= YOUR OBJECTIVE =
Tally the lines containing the word "React" and give the total alone.

= DATA LINES =
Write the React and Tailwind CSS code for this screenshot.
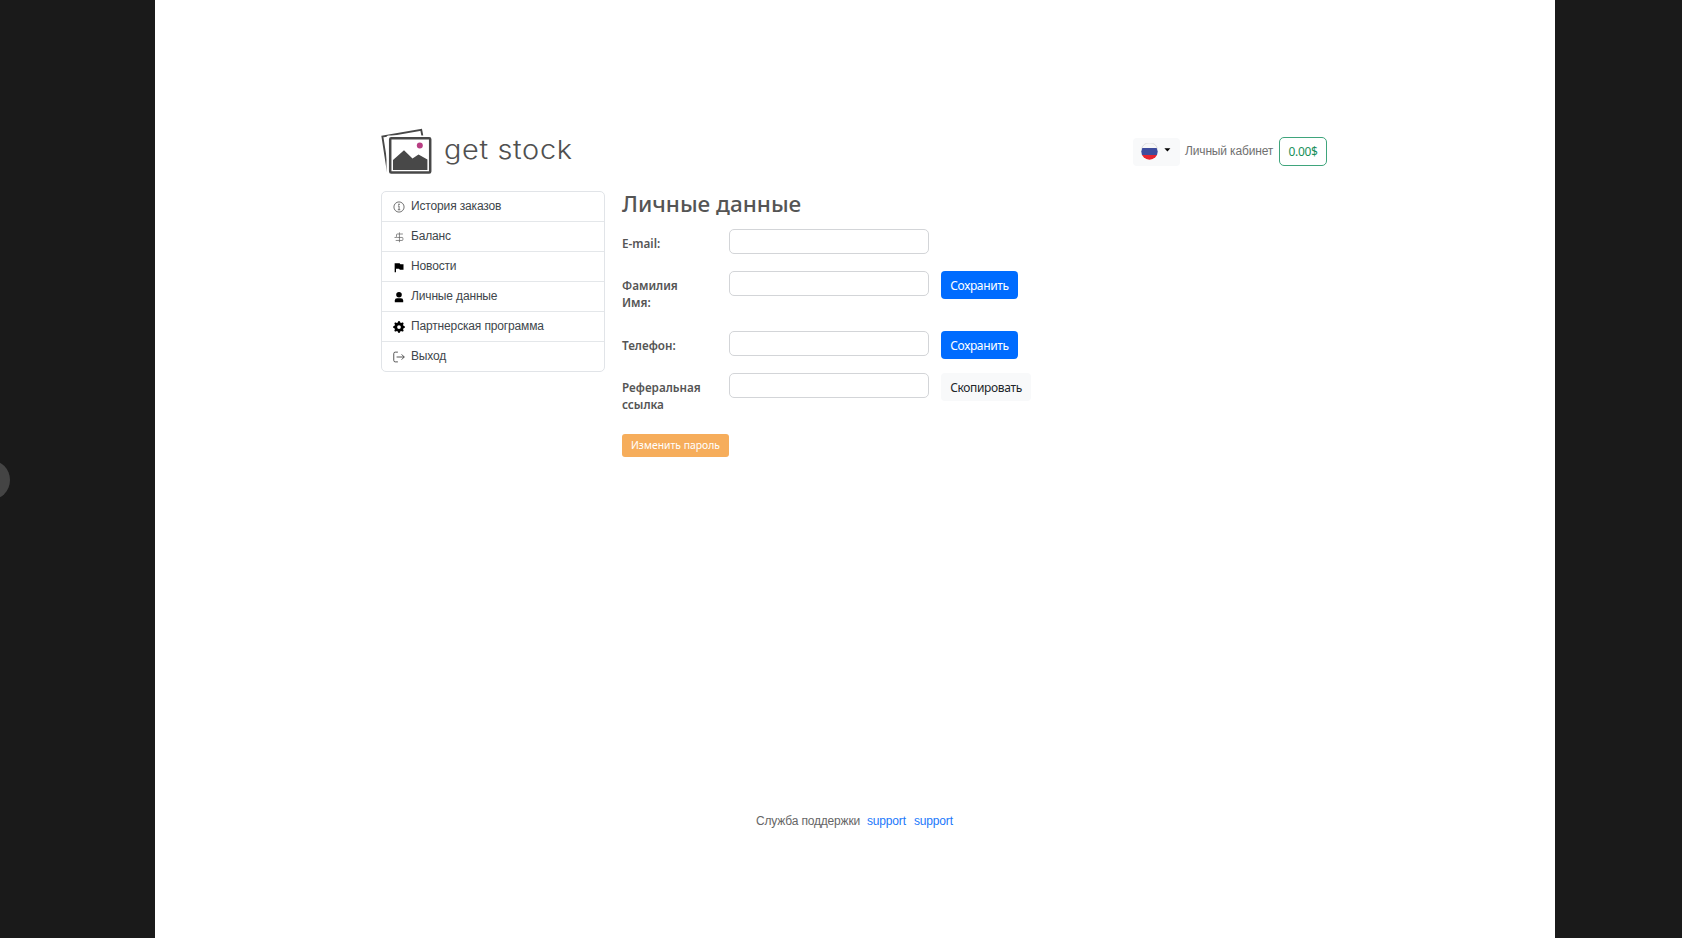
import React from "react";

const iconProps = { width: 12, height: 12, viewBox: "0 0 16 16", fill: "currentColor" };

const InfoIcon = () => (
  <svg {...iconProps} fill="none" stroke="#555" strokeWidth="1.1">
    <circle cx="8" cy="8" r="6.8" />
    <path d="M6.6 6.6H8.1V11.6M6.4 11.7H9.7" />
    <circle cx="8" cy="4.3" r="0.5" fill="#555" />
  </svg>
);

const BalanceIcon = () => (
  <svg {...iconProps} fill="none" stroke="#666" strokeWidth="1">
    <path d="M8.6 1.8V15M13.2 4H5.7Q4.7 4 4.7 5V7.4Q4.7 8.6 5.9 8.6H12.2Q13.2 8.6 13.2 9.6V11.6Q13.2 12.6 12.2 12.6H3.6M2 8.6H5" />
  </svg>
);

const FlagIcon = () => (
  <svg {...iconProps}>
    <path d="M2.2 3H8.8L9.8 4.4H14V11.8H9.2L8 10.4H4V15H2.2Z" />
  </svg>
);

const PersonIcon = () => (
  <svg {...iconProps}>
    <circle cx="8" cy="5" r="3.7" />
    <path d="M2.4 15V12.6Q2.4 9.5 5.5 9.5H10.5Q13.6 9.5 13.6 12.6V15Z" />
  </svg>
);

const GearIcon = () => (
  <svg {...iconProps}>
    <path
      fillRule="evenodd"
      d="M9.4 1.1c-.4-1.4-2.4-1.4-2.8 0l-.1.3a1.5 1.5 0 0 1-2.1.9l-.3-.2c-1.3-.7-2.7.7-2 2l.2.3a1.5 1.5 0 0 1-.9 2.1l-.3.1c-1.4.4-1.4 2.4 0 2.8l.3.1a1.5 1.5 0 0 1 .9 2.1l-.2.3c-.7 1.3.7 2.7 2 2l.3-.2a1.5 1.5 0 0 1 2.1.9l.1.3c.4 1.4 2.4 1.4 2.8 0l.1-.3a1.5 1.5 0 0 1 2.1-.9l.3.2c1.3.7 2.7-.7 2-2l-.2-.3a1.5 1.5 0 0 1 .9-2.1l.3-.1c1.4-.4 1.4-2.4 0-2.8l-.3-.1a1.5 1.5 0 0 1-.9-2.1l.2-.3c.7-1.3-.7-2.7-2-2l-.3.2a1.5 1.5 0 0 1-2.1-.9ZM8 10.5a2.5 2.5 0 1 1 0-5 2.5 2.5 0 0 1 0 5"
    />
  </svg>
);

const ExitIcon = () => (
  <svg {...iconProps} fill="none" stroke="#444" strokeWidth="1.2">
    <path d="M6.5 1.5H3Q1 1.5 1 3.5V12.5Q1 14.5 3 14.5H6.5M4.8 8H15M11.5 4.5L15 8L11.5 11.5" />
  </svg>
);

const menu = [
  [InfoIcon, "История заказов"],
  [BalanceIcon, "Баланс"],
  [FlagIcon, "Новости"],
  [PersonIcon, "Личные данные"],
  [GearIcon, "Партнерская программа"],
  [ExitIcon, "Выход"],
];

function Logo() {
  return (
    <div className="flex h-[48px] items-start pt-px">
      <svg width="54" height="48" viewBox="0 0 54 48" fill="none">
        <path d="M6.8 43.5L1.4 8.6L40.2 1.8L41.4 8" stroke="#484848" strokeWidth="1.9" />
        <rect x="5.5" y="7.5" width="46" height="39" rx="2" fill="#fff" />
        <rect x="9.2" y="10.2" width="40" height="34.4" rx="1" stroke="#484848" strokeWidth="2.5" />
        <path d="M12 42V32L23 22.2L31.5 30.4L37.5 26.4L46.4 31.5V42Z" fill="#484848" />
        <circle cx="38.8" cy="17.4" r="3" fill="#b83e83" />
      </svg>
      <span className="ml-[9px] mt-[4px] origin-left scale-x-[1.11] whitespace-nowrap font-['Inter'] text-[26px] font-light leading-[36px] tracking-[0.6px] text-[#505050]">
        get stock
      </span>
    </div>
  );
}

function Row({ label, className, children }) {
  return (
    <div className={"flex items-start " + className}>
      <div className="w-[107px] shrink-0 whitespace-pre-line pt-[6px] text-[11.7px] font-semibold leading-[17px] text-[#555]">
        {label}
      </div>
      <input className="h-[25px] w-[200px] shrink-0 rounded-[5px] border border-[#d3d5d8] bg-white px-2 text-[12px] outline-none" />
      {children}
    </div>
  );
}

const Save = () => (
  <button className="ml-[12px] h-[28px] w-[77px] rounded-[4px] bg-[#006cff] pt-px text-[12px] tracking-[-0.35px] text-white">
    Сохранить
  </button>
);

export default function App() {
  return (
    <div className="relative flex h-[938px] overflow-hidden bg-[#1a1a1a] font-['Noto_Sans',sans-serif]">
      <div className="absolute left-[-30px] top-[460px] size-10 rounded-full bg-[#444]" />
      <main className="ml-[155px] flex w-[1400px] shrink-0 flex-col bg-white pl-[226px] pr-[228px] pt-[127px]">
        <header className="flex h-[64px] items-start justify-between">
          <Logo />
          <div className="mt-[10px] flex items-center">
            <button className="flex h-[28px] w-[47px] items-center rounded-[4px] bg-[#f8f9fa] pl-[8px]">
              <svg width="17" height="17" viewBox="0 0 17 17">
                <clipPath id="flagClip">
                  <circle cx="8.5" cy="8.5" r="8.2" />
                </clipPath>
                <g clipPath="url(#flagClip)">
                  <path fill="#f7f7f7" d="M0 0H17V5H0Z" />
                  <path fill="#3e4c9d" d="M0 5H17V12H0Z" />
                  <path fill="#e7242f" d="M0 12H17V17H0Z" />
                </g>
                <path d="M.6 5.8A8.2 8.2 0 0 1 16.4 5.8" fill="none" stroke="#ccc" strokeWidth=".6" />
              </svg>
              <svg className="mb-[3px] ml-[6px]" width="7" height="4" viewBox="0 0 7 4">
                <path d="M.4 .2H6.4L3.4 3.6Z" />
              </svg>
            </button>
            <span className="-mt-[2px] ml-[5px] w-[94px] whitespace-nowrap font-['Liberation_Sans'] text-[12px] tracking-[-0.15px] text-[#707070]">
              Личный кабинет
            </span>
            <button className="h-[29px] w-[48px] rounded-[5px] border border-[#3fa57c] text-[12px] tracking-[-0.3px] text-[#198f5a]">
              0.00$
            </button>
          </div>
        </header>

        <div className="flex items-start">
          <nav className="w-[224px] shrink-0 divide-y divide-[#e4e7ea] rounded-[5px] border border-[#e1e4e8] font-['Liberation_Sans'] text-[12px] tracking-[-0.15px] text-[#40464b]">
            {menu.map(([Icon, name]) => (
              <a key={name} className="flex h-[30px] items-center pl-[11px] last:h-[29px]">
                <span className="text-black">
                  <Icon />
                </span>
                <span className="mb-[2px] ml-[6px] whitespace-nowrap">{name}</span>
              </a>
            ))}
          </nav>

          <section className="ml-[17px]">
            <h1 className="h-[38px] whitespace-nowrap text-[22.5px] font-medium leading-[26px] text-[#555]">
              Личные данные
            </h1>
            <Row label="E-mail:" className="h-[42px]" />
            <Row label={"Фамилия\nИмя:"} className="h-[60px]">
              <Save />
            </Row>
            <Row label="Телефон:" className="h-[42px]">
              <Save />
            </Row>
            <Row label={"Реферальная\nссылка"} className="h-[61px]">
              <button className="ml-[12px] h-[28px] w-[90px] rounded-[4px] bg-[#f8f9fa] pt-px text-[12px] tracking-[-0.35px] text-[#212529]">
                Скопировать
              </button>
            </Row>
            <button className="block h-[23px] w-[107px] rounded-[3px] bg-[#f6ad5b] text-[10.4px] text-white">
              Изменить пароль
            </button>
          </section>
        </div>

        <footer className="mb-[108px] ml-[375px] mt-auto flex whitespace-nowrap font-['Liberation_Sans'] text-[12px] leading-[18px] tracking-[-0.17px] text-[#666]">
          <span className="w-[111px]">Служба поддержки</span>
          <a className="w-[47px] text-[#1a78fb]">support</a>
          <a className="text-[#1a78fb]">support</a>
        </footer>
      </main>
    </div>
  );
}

= ANSWER TO THIS EXERCISE =
2